Billy Graham could learn a thing or two about families

On the eve of the day on which voters in North Carolina will decide whether to add discrimination against gays and lesbians to the state constitution, Fred Clark, also known as Slacktivist, directs us to three commentators who could enlarge Billy Graham’s sense of what it means to be Christian.


Graham is supporting Amendment One because he believes “the home and marriage is the foundation of our society and must be protected.”

But Jeffrey Pugh, one of the writers featured by Clark, thinks Graham does not understand what a family is. He writes:

The supporters of this amendment have been told that the family is under attack and must be protected, but from where I sit the only family under attack is mine. From my lesbian aunt, who took her own life in the 1940s because societal pressure was so harsh, to my daughter, my loved ones are the ones who are under attack. People like my daughter are no different than you or I, save for their sexual orientation. They have the same hopes, fears and dreams that the rest of us have.
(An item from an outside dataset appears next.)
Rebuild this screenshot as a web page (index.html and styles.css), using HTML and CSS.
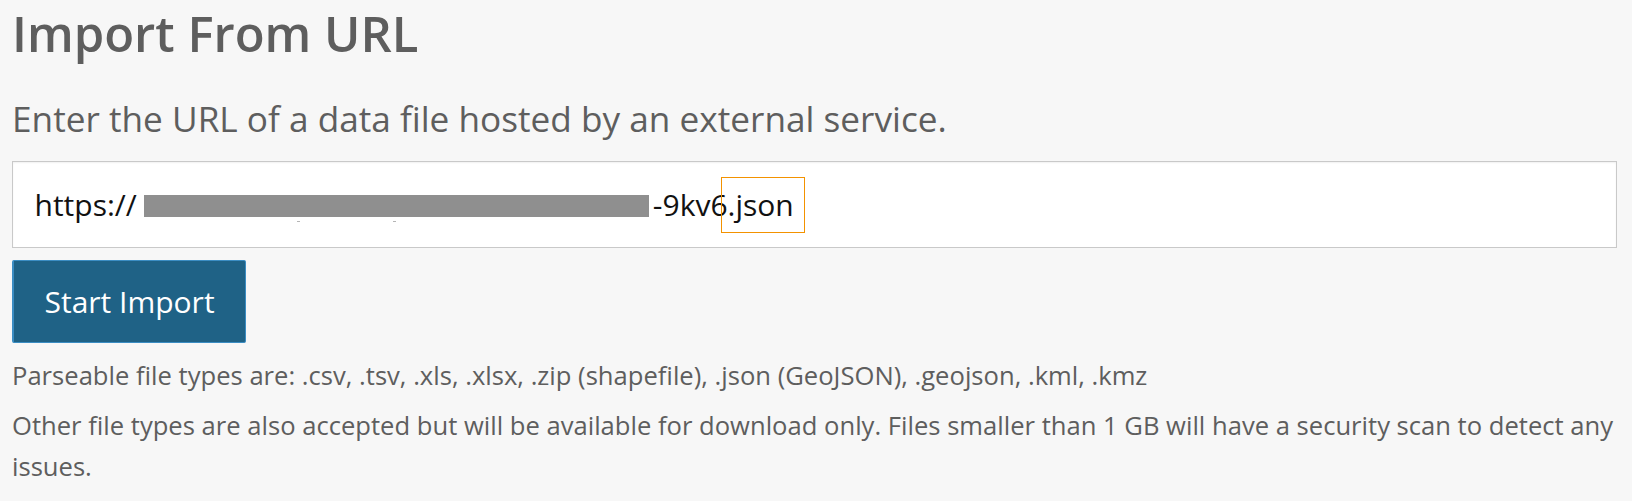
FILE: index.html
```html
<!DOCTYPE html>
<html lang="en">
<head>
<meta charset="utf-8">
<title>Import From URL</title>
<link rel="stylesheet" href="styles.css">
</head>
<body>
<main class="page">
  <h1 class="title">Import From URL</h1>
  <p class="lead">Enter the URL of a data file hosted by an external service.</p>
  <div class="url-field">
    <span class="url-text">https://</span>
    <span class="redact"><span class="speck s1"></span><span class="speck s2"></span></span>
    <span class="url-text">-9kv6</span><span class="url-text hl">.json</span>
  </div>
  <button class="btn" type="button">Start Import</button>
  <p class="note">Parseable file types are: .csv, .tsv, .xls, .xlsx, .zip (shapefile), .json (GeoJSON), .geojson, .kml, .kmz</p>
  <p class="note second">Other file types are also accepted but will be available for download only. Files smaller than 1 GB will have a security scan to detect any issues.</p>
</main>
</body>
</html>
```
FILE: styles.css
```css
html, body {
  margin: 0;
  padding: 0;
  background: #f7f7f7;
}

body {
  font-family: "Open Sans", "Liberation Sans", sans-serif;
  color: #5e5e5e;
}

.page {
  display: flex;
  flex-direction: column;
  align-items: flex-start;
  padding: 0 15px 0 12px;
}

.title {
  margin: 0;
  font-size: 49px;
  font-weight: 600;
  line-height: 66px;
  color: #5e5e5e;
}

.lead {
  margin: 28px 0 0;
  font-size: 35.2px;
  line-height: 48px;
}

.url-field {
  align-self: stretch;
  margin-top: 19px;
  box-sizing: border-box;
  height: 87px;
  display: flex;
  align-items: center;
  padding-left: 21.5px;
  background: #fff;
  border: 1px solid #c9c9c9;
  box-shadow: inset 0 1px 2px rgba(0, 0, 0, 0.06);
  font-size: 30px;
  color: #111;
  white-space: pre;
}

.url-text {
  line-height: 40px;
}

.redact {
  position: relative;
  width: 505px;
  height: 22.3px;
  margin: 3.3px 4px 0 7px;
  background: #8f8f8f;
}

.speck {
  position: absolute;
  top: 26px;
  width: 3px;
  height: 1px;
  background: #b5b5b5;
}

.s1 { left: 153px; }
.s2 { left: 249px; }

.hl {
  position: relative;
}

.hl::after {
  content: "";
  position: absolute;
  left: -7px;
  right: -11px;
  top: -8px;
  bottom: -8px;
  border: 1.5px solid #f39200;
}

.btn {
  margin-top: 12px;
  box-sizing: border-box;
  height: 83.3px;
  padding: 0 30.5px;
  background: #1f6286;
  border: 1px solid #3b8dc3;
  border-left-width: 2px;
  border-radius: 2px;
  font-family: "Open Sans", "Liberation Sans", sans-serif;
  font-size: 30px;
  color: #fff;
}

.note {
  margin: 12px 0 0;
  font-size: 25.6px;
  line-height: 41px;
}

.note.second {
  margin-top: 9px;
}
```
The people this amendment is aimed at work hard in their communities, seek to live their lives with integrity and hope they will be appreciated for their contributions to society. They are our children, our friends, our brothers and sisters, our parents, and they find it hard to understand why they are so hated, so vilified, that special oppression must be placed on them and their lives. I’m a bit mystified myself.

How is it that those who use the rhetoric of “freedom” so strongly are the same people who are eager to deny civil freedoms to others not like them?